3. The Scandinavian is something I am actively considering. It is a total f***ing bugbear to me at the moment, simply because I have no problem playing c4 and being aggressive, but the best continuation doesn't really fit my style in some ways, because the positions resemble the French/Caro so much that one is tempted to play similarly against it, but autotemplating openings like this always leads to disaster, and I haven't enough experience against the Scandi to know enough book or understanding to smash it against inferior play yet. (Smashing someone who plays an opening very imprecisely is a target for every game I have.)
4. I have a book on things to play against 1. d4, so I have no problems there, however, if someone wants to suggest viable openings that would work at G30 for Black, that involve equal space and don't require heavily accurate play for practical chances, go right ahead
From my own experience I can tell you that I have changed many times my openings.
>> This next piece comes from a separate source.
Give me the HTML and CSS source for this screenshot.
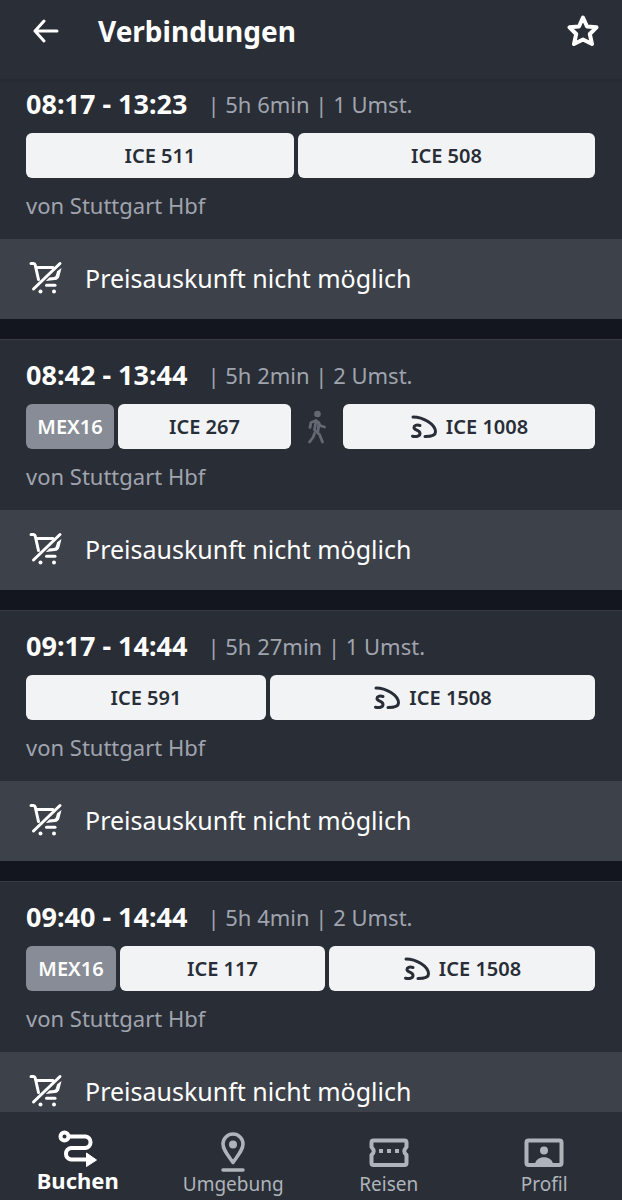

Actually everytime that I have bad results. Sometines I have picked up an opening, and only after one lost game I have quit it. Was the problem in the opening? Most likely, it was not. Maybe we lost because a bad middle game or because a poorly played endgame. Instead trying to improve those, we blame the opening.
As you mentioned, you play better with equal or more space. Well almost everydoby does.
At the end you will win basically when you are stronger than your opponent (or played stronger in a particular game) and you will lose when your opponent is a better player, no matter what openings you and your opponent play.
Again, when you mentioned that GM are doing good with 3.Bc4, well, they are GM and they play good chess no matter the opening.
My suggestion is: when you face an opening you don't feel comfortable against, reverse the board and try to study a bit the opening from the opposite point of view. Then try to find the line where you again don't feel comfortable against, move again the board and there you have the line you can play with that particular color.